= GIVEN REQUEST =
Each line in the entries below that holds the string "index" is to be listed.

= PROVIDED DATA =
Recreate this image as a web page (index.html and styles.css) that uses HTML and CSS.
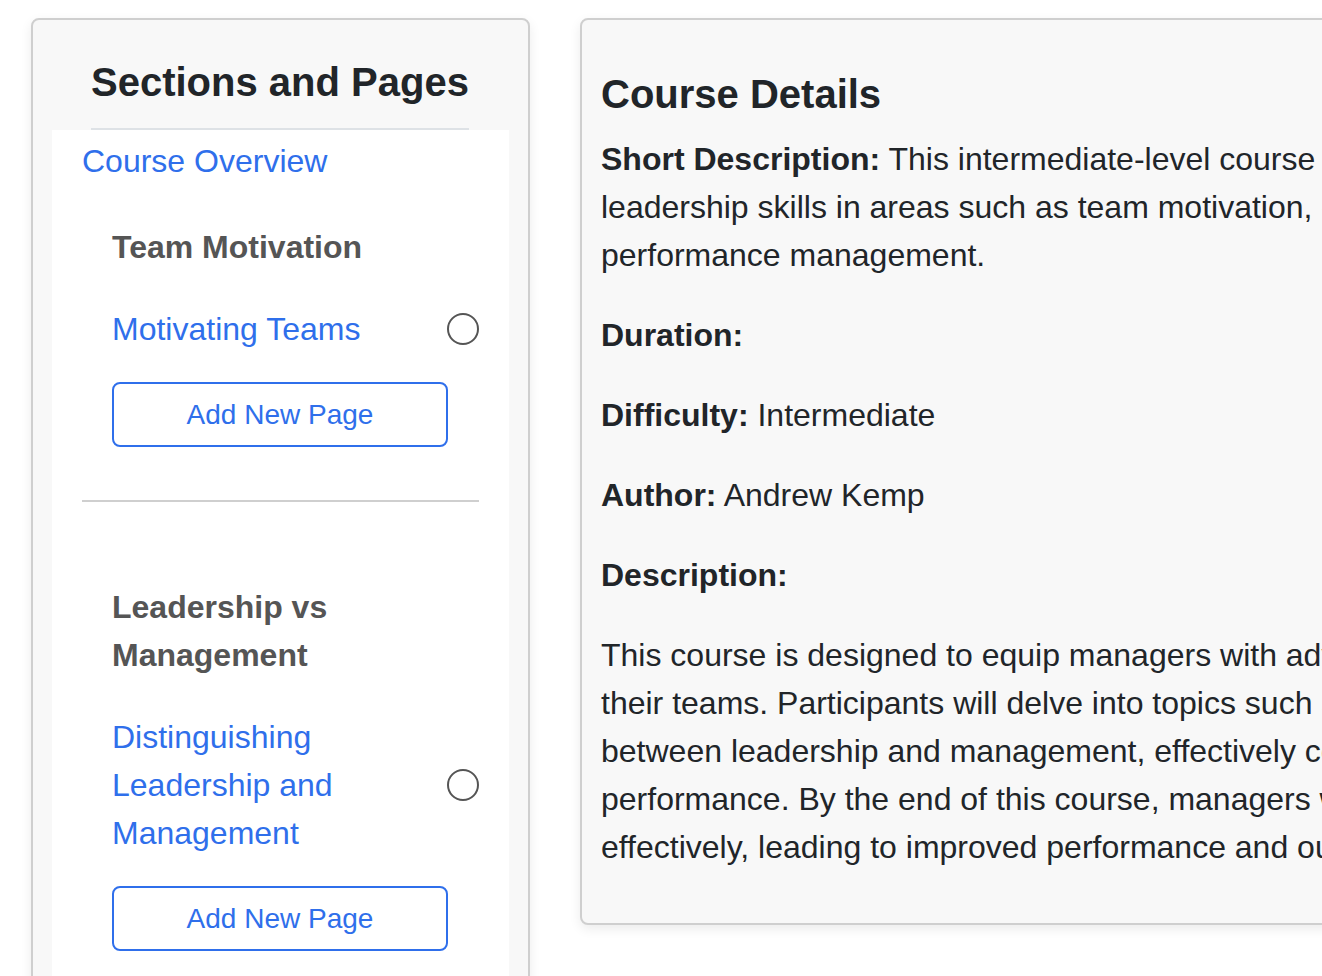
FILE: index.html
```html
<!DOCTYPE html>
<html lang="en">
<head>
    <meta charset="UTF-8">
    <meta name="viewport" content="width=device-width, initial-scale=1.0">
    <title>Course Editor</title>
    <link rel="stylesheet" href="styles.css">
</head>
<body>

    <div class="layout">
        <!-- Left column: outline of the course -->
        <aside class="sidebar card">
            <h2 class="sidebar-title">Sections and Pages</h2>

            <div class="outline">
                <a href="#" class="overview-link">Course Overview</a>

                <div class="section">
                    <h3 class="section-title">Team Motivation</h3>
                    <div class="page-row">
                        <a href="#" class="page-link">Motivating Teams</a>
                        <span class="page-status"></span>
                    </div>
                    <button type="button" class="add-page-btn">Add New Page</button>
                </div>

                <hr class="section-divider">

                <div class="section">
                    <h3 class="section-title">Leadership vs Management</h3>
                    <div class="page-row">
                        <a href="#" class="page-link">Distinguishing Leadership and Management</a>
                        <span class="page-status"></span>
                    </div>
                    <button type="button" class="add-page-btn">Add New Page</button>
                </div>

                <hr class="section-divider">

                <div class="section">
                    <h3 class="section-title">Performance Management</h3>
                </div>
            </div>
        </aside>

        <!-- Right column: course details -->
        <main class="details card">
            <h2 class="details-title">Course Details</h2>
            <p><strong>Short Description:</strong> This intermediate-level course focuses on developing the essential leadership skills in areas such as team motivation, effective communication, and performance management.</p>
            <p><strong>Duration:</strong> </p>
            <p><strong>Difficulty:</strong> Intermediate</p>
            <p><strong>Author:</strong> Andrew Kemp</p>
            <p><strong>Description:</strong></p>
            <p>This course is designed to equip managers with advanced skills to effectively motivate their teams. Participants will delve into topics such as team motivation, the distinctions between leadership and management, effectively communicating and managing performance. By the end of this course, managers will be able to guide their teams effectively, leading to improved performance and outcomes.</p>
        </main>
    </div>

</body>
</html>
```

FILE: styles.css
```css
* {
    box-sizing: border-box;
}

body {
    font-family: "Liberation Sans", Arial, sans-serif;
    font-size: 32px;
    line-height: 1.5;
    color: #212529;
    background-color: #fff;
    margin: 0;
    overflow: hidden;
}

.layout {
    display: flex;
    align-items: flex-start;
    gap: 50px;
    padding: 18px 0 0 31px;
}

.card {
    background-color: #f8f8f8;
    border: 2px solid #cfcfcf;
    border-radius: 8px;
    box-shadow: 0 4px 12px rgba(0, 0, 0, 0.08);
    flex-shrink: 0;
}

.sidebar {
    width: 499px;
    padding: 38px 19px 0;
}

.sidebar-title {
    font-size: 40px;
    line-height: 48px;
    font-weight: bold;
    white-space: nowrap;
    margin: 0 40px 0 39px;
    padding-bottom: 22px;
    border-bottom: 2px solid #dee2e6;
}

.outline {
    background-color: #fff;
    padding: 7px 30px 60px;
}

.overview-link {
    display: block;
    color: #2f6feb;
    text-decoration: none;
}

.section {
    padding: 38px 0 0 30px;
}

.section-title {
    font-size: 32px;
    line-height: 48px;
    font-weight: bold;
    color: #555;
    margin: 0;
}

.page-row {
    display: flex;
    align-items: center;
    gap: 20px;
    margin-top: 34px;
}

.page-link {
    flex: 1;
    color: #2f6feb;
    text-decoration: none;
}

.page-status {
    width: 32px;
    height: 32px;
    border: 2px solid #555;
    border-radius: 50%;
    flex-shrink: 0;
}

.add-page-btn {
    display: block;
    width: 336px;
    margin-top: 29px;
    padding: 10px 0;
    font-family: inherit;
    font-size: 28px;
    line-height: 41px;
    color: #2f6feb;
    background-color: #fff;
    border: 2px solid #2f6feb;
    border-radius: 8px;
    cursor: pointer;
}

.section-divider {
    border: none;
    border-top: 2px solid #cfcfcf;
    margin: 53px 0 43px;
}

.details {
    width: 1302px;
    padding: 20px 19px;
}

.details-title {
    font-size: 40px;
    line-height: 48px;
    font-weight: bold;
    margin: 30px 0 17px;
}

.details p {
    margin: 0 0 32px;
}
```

---

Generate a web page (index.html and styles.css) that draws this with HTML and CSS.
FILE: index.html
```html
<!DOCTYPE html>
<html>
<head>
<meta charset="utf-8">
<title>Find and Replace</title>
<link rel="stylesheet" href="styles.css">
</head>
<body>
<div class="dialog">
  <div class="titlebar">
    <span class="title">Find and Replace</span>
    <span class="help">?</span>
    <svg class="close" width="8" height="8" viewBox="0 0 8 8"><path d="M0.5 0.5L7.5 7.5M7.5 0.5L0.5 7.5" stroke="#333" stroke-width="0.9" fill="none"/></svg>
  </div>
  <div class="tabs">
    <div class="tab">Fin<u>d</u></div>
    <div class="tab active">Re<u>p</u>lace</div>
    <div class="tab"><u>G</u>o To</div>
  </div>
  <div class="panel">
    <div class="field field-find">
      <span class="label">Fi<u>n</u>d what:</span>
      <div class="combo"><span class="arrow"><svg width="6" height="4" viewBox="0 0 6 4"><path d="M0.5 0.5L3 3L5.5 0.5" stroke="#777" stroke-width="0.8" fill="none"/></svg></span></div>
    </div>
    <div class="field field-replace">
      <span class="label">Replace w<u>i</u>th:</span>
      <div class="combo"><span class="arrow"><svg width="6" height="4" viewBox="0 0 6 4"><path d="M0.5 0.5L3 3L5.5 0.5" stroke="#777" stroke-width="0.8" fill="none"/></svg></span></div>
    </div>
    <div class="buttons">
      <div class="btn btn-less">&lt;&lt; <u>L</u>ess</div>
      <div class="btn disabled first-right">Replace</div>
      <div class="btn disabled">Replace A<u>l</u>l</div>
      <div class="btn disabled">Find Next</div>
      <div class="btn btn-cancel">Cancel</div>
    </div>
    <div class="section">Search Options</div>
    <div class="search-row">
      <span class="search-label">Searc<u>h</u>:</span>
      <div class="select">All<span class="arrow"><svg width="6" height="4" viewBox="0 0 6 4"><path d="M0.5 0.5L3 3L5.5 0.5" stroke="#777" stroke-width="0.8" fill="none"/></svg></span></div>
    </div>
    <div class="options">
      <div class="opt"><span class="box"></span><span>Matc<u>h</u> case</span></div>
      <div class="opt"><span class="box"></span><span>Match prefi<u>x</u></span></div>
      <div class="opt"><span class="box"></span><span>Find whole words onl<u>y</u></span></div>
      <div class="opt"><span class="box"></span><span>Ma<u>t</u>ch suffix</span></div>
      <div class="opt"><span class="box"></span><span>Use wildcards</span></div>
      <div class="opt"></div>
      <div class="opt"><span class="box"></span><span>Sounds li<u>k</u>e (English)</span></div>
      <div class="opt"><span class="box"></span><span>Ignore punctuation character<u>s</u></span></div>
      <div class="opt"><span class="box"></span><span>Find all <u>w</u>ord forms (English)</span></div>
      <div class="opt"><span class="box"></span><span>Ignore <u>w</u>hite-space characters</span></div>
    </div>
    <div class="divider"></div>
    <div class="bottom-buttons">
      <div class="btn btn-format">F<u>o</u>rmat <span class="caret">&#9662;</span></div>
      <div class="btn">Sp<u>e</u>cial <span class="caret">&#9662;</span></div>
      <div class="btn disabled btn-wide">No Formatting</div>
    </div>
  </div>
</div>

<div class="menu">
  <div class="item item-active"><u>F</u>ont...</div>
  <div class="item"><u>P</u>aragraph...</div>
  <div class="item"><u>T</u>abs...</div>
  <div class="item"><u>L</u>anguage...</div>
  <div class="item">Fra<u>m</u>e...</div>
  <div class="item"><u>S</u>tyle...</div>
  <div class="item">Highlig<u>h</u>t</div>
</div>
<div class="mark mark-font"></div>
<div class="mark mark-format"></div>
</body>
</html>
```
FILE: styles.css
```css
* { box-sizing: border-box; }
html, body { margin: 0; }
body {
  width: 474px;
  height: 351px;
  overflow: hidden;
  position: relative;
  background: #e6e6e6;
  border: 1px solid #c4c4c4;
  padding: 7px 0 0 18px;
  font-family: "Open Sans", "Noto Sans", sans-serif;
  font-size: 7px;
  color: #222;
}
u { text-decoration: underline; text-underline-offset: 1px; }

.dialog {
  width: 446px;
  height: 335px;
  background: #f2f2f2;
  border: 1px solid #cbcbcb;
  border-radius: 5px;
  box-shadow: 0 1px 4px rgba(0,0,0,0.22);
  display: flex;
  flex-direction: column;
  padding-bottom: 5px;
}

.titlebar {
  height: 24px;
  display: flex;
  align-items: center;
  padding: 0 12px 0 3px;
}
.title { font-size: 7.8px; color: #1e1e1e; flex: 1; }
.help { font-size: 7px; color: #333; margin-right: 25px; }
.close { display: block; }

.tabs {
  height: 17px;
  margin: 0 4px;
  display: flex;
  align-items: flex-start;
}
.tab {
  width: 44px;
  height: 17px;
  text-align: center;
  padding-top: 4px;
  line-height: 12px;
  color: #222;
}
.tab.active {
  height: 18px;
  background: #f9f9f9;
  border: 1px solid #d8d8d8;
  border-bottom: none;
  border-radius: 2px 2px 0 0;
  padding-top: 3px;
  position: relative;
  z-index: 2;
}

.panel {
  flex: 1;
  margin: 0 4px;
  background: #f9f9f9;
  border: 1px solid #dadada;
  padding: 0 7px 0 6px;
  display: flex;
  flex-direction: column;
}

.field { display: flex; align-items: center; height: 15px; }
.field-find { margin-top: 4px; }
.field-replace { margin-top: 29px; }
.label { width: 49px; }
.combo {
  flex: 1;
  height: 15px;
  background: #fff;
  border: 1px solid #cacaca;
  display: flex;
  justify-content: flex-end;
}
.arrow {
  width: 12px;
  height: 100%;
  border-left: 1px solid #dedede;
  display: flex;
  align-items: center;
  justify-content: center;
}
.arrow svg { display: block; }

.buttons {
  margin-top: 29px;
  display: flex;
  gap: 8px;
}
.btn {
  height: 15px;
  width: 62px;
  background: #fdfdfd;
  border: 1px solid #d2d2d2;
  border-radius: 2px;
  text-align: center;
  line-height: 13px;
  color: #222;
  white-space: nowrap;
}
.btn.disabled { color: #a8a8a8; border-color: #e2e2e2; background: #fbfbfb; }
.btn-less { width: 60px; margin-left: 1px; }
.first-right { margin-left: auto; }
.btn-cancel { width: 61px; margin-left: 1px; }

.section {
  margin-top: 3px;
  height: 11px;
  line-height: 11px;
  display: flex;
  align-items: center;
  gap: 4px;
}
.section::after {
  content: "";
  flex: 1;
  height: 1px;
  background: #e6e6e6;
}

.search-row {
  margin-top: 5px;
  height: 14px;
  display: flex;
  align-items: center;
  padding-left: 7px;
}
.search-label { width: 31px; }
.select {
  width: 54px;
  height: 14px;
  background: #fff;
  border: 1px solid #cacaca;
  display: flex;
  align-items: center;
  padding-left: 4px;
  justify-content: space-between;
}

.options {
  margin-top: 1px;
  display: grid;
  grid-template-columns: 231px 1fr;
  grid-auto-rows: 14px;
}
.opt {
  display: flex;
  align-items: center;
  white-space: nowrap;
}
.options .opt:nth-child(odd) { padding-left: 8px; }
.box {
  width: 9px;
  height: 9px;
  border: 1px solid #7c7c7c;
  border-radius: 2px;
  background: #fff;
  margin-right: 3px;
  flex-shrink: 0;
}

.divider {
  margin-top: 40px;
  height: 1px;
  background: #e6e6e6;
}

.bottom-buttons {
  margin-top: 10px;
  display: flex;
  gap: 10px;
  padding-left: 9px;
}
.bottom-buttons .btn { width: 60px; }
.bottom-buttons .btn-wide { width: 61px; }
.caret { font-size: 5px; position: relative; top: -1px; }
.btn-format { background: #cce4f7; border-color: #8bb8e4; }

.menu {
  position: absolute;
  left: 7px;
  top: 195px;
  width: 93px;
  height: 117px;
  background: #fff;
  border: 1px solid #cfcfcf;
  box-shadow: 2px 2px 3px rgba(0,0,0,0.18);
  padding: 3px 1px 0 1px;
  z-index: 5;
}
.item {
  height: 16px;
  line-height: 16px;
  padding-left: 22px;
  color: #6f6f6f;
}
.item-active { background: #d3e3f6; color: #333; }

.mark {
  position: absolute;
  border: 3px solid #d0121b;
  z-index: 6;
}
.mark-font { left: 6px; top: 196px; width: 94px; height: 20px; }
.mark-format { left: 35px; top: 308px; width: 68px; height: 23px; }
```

* * *

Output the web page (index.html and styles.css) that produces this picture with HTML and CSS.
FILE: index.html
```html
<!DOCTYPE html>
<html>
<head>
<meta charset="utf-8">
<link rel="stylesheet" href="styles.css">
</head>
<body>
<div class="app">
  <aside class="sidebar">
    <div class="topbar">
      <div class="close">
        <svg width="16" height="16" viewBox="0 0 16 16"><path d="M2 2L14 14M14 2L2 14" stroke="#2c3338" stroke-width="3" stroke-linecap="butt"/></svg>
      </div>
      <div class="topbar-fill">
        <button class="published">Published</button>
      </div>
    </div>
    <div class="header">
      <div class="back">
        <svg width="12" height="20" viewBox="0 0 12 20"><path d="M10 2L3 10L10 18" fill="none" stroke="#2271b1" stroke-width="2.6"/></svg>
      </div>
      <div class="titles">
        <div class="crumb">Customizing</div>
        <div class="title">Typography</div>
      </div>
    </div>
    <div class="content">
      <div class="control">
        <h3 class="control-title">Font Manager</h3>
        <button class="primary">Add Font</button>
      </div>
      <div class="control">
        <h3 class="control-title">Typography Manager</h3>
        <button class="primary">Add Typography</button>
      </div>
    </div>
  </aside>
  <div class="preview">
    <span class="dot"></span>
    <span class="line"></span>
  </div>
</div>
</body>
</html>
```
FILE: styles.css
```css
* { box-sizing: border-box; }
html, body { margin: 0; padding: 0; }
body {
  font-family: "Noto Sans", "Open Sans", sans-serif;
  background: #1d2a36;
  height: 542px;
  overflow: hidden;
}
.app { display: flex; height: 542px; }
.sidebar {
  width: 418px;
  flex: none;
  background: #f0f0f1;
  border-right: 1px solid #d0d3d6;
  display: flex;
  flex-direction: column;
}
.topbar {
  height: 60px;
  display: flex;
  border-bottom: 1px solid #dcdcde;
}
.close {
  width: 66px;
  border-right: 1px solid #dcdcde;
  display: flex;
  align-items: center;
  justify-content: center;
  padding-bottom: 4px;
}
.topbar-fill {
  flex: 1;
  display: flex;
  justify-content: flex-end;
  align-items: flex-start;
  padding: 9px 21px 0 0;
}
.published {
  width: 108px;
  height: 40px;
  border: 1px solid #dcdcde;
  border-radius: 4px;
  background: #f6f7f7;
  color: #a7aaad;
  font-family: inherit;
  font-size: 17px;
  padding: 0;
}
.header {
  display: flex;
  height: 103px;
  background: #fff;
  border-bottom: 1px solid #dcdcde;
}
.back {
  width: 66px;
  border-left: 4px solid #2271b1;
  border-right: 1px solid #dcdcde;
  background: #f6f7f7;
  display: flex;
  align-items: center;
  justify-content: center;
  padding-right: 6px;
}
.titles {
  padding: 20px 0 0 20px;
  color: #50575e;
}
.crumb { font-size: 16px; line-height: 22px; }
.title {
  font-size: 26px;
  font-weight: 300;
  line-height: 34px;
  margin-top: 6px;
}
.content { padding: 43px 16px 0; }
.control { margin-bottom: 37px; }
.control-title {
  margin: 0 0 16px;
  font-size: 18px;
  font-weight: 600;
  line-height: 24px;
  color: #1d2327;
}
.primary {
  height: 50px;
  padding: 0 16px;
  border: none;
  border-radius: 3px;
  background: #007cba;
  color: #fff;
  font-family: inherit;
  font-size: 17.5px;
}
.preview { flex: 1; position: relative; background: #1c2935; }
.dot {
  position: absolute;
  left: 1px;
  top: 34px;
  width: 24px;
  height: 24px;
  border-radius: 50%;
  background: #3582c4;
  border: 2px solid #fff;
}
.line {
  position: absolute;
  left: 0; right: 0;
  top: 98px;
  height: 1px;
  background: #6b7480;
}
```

= TASK SOLUTION =
Recreate this image as a web page (index.html and styles.css) that uses HTML and CSS.
FILE: index.html
Generate a web page (index.html and styles.css) that draws this with HTML and CSS.
FILE: index.html
  z-index: 2;
  z-index: 5;
  z-index: 6;
Output the web page (index.html and styles.css) that produces this picture with HTML and CSS.
FILE: index.html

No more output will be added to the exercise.